The 19th Century philosophy seems to have struck a chord with modern day manufacturers, who tout mobile devices with remote memory erasure capabilities or that store no user data at all.
Securing mobile data has become an increasingly prevalent issue for businesses in recent times, as notebooks and smartphones gain ubiquity in the corporate world.
Employees who access corporate data remotely and out of office hours may threaten the security of sensitive information in cases of accidental loss or theft of their mobile devices.
IT contractor EDS recently was reported to have lost a portable hard drive containing data on as many as 1.7 million prospective U.K. armed forces recruits.
The incident follows the U.K. Ministry of Defence’s recent admissions to the loss of three hard drives containing details of more than 50,000 members of the Royal Air Force, and the loss of loss of 658 laptops and 121 USB data drives since 2004.
Other storage devices such as CDs and flash memory cards also have resulted in data leakage in the past.
Sensitive MI6 photos found their way to the public last month via a camera that was sold on eBay.
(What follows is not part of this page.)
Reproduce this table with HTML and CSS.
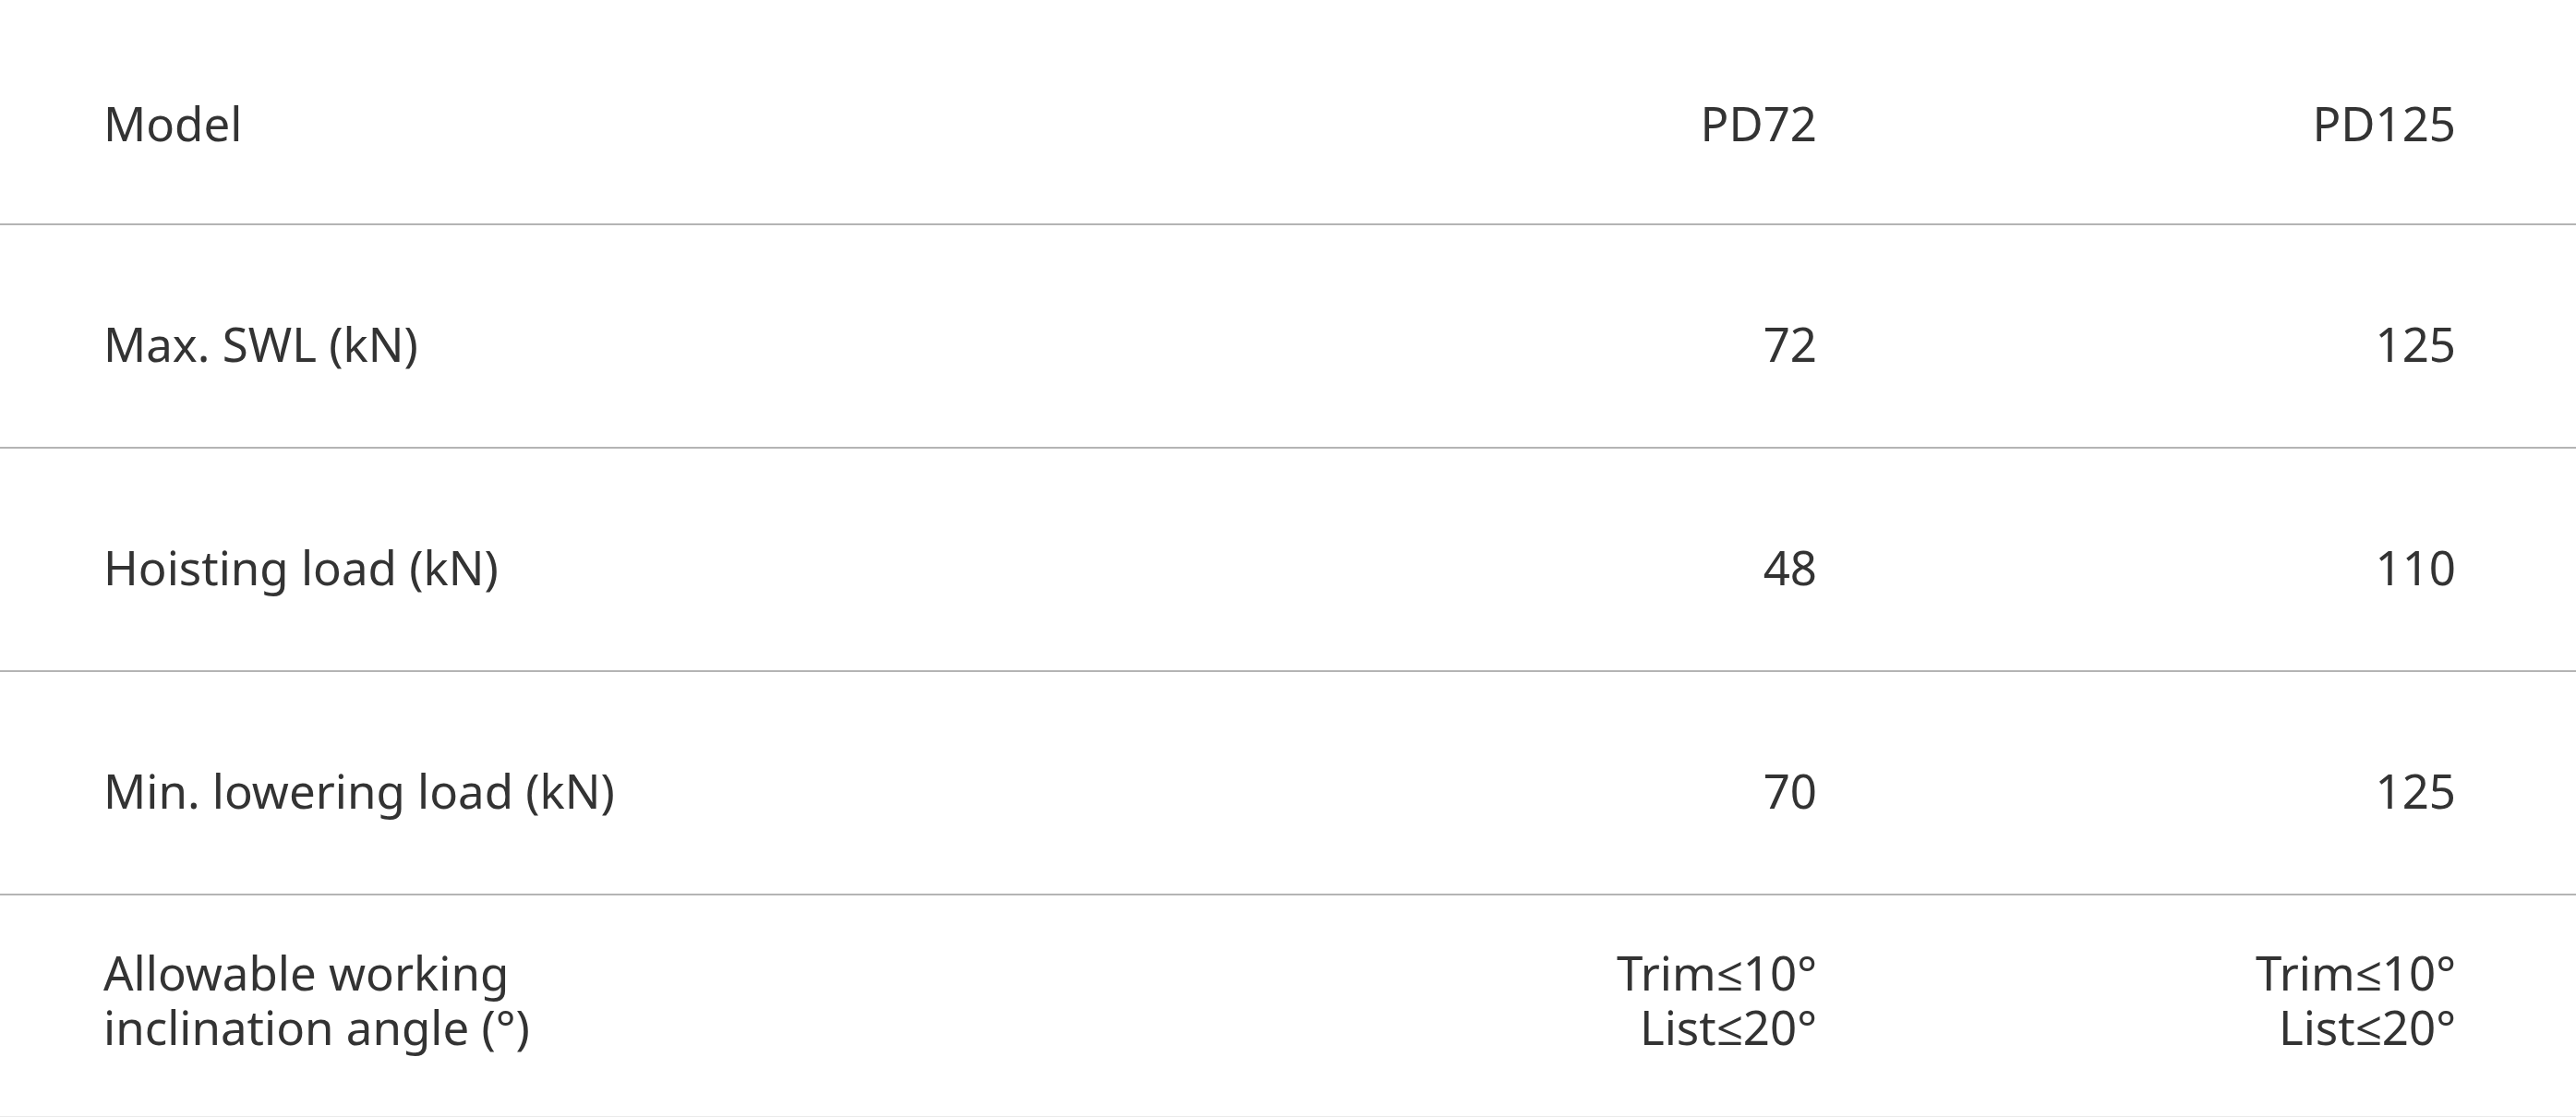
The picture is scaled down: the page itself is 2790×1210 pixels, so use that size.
FILE: index.html
```html
<!DOCTYPE html>
<html lang="en">
<head>
    <meta charset="UTF-8">
    <meta name="viewport" content="width=device-width, initial-scale=1.0">
    <title>Specifications</title>
    <link rel="stylesheet" href="styles.css">
</head>
<body>
    <div class="spec-table">
        <div class="spec-row spec-head">
            <div class="spec-label">Model</div>
            <div class="spec-value">PD72</div>
            <div class="spec-value">PD125</div>
        </div>
        <div class="spec-row">
            <div class="spec-label">Max. SWL (kN)</div>
            <div class="spec-value">72</div>
            <div class="spec-value">125</div>
        </div>
        <div class="spec-row">
            <div class="spec-label">Hoisting load (kN)</div>
            <div class="spec-value">48</div>
            <div class="spec-value">110</div>
        </div>
        <div class="spec-row">
            <div class="spec-label">Min. lowering load (kN)</div>
            <div class="spec-value">70</div>
            <div class="spec-value">125</div>
        </div>
        <div class="spec-row spec-last">
            <div class="spec-label">Allowable working<br>inclination angle (°)</div>
            <div class="spec-value">Trim≤10°<br>List≤20°</div>
            <div class="spec-value">Trim≤10°<br>List≤20°</div>
        </div>
    </div>
</body>
</html>
```

FILE: styles.css
```css
body {
    margin: 0;
    padding: 0;
    background-color: #fff;
    font-family: "Noto Sans", "Open Sans", sans-serif;
    color: #333;
}
.spec-table {
    width: 100%;
}
.spec-row {
    display: grid;
    grid-template-columns: 1fr 692px 692px;
    padding: 99px 130px 82px 112px;
    border-bottom: 2px solid #b4b4b4;
    font-size: 51px;
    line-height: 59px;
}
.spec-head {
    padding-top: 104px;
    padding-bottom: 79px;
}
.spec-last {
    padding-top: 54px;
    padding-bottom: 67px;
    border-bottom: 1px solid #ebebeb;
}
.spec-value {
    text-align: right;
}
```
Meanwhile, in March, HSBC lost a CD containing names, life insurance cover levels and dates of birth of 370000 of its customers, prompting industry criticisms of ‘basic stupidity’.
Microsoft has partnered with Nokia, Apple and Sony Ericsson to safeguard sensitive information through technology that wipes clean the memory of missing smartphones.
Dubbed Microsoft System Centre Mobile Device Manager 2008, the technology is a function of Windows Mobile 6.1, and allows system administrators to deliver a ‘kill command’ to a lost or stolen mobile device via Microsoft Exchange.
The kill command is executed as soon as the missing device is connected to a cellular or Internet-enabled network, after which a confirmation notice is delivered to the administrator.